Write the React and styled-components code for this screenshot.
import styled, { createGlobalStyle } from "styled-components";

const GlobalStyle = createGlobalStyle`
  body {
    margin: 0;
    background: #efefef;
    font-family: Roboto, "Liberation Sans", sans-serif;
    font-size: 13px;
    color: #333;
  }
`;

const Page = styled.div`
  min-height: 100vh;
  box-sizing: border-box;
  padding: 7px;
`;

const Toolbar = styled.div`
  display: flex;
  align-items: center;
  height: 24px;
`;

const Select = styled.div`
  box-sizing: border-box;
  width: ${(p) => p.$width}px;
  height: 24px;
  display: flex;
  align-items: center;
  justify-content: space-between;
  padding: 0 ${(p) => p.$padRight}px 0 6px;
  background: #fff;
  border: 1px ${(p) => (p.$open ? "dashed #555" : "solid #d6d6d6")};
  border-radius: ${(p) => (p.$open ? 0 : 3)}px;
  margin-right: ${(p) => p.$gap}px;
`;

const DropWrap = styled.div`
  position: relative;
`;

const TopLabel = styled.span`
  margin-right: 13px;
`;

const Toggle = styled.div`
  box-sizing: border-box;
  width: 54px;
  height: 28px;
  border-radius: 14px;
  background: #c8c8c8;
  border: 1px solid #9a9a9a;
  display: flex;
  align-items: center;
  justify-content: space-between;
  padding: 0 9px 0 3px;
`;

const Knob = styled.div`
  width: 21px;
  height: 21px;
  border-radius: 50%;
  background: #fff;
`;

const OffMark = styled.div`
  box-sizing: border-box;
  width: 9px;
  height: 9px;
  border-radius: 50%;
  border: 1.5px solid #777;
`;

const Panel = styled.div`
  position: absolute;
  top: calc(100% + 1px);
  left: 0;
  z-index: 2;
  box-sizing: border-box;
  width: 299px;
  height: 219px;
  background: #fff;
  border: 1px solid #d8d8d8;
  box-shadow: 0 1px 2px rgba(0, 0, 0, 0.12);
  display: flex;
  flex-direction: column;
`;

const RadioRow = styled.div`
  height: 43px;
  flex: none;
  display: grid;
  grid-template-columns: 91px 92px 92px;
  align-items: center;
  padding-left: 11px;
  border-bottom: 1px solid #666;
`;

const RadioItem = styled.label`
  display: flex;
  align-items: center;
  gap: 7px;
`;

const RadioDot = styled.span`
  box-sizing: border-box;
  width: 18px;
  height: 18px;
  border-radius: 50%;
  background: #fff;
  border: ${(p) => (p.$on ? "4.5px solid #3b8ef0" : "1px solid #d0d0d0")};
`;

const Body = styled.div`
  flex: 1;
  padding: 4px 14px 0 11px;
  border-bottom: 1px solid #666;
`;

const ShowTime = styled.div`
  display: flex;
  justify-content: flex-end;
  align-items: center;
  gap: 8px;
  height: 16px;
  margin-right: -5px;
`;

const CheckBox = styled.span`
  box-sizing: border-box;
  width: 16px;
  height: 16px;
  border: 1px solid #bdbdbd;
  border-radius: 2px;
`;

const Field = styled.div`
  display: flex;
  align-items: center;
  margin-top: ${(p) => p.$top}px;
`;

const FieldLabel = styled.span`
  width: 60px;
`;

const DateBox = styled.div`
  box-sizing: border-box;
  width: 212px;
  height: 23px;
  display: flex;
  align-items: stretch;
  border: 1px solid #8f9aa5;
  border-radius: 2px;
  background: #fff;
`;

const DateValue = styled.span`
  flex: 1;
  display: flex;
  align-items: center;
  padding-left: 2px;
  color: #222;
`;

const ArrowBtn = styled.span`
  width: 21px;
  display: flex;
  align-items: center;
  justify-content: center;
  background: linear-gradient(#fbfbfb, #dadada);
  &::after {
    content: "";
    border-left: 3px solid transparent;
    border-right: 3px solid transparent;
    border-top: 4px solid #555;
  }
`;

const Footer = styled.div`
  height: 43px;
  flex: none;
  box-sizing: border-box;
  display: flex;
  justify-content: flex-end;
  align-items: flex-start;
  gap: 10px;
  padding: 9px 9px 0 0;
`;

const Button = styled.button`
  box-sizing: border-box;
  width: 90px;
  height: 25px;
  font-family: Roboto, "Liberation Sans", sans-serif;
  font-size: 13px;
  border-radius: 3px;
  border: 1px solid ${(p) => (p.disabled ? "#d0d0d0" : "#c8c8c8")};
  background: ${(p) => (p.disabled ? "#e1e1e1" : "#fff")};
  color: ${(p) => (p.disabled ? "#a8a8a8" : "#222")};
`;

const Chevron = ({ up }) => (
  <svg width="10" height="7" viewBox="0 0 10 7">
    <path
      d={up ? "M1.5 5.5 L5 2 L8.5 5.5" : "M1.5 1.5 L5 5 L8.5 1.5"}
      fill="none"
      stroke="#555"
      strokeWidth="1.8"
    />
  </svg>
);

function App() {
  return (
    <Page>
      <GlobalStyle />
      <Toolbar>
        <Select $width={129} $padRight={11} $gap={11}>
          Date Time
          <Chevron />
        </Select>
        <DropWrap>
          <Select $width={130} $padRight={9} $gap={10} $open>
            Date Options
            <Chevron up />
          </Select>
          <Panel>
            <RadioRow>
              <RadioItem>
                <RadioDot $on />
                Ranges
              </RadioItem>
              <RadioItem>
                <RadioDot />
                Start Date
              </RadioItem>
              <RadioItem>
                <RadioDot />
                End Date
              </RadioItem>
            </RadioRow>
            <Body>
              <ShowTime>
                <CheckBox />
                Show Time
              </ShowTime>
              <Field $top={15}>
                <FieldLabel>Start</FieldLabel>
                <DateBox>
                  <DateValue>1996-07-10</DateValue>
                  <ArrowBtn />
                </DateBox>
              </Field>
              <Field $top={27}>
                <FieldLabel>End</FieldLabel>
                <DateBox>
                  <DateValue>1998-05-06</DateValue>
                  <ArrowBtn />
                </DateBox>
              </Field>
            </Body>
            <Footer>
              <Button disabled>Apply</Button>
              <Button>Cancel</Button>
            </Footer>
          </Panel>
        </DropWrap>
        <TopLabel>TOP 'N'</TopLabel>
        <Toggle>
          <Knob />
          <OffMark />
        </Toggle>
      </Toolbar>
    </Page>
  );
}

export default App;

==============================

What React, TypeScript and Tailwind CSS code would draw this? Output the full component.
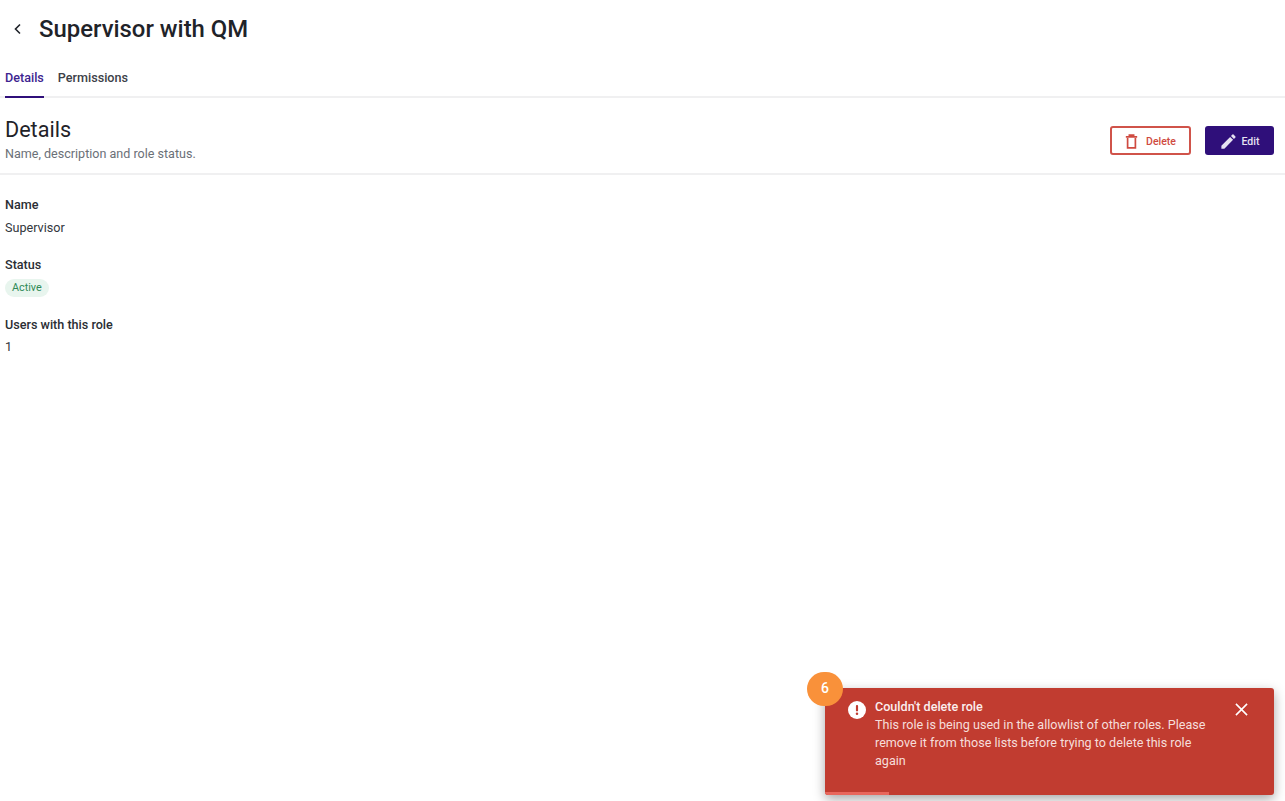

==============================

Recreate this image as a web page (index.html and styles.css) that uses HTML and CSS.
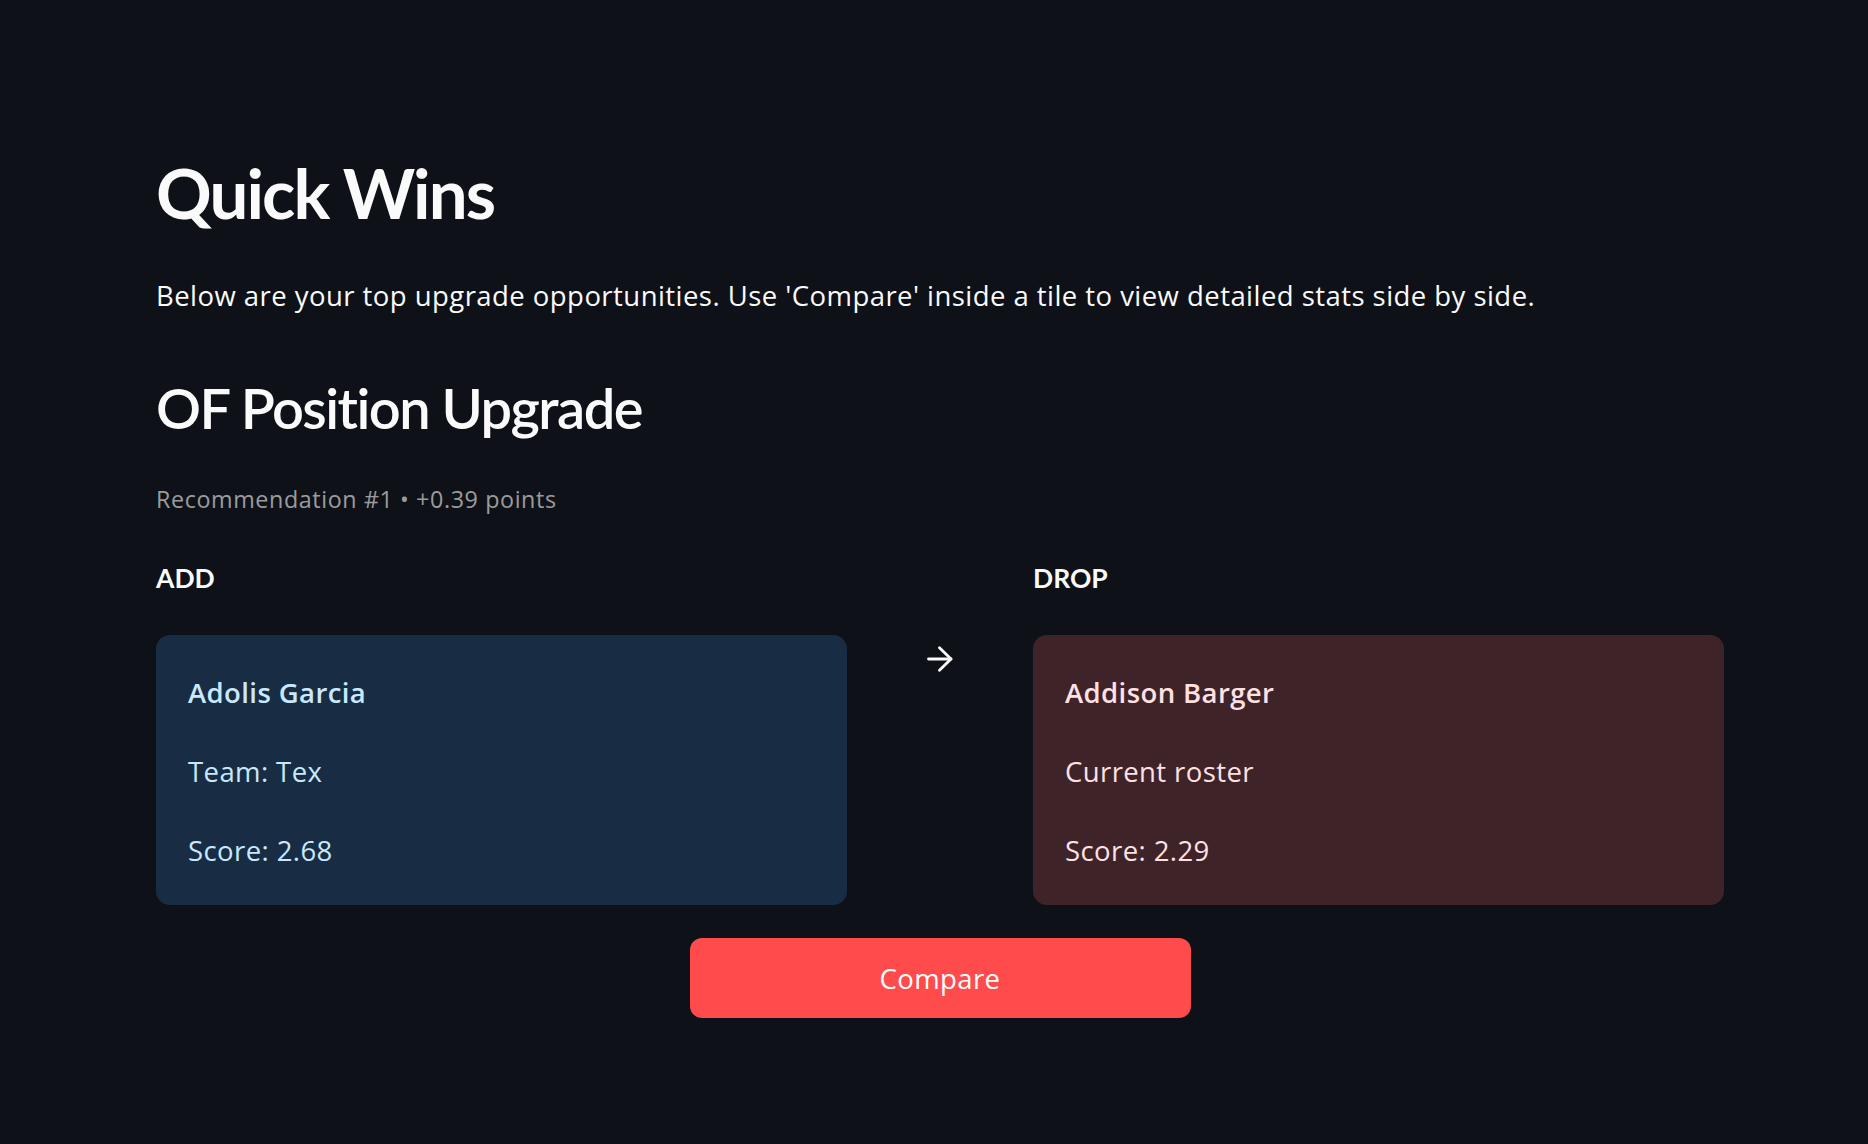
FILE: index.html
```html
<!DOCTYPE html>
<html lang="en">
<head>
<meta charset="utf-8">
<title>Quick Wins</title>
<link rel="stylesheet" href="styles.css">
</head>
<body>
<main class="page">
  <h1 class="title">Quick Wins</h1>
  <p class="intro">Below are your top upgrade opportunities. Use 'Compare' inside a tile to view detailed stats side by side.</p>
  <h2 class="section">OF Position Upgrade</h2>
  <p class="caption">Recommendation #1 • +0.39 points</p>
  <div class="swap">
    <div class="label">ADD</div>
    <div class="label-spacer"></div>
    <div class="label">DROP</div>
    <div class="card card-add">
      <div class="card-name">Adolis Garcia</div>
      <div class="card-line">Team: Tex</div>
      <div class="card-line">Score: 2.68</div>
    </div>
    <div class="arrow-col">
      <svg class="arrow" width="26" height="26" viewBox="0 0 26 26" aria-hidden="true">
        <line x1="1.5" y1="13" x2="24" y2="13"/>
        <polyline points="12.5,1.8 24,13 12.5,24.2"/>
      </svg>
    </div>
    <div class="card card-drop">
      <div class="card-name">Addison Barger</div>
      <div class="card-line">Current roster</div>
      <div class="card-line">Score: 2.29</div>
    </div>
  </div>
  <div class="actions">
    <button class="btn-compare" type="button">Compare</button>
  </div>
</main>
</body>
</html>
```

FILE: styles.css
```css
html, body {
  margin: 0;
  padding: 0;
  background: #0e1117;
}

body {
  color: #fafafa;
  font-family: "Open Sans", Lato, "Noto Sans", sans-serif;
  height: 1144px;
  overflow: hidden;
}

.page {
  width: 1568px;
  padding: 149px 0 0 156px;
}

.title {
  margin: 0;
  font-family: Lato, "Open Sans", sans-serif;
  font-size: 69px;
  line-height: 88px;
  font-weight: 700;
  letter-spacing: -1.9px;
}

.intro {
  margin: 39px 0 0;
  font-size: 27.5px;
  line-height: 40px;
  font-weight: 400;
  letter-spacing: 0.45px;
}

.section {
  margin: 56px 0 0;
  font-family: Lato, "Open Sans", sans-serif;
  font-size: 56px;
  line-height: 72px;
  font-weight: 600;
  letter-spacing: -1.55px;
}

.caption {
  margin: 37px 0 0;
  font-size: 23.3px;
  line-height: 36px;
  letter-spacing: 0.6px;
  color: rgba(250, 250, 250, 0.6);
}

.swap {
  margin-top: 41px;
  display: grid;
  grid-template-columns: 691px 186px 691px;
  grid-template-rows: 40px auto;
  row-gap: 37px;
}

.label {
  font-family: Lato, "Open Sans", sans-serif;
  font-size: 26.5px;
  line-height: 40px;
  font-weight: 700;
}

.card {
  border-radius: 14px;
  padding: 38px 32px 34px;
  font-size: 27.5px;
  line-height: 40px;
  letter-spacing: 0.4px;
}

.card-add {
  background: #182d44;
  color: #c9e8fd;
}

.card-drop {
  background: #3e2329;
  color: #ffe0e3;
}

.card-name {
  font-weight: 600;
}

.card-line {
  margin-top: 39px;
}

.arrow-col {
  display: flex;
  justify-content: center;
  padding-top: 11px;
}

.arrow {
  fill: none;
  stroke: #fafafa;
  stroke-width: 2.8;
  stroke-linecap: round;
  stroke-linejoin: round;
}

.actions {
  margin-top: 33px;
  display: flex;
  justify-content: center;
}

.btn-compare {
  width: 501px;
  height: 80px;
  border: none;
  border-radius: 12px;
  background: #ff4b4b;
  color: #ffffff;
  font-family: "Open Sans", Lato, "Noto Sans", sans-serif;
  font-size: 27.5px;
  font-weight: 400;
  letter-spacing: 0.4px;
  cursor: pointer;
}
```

==============================

◆ **What you have to do**
Pick out the lines containing the string "components".

◆ **Answer for this exercise**
Write the React and styled-components code for this screenshot.
import styled, { createGlobalStyle } from "styled-components";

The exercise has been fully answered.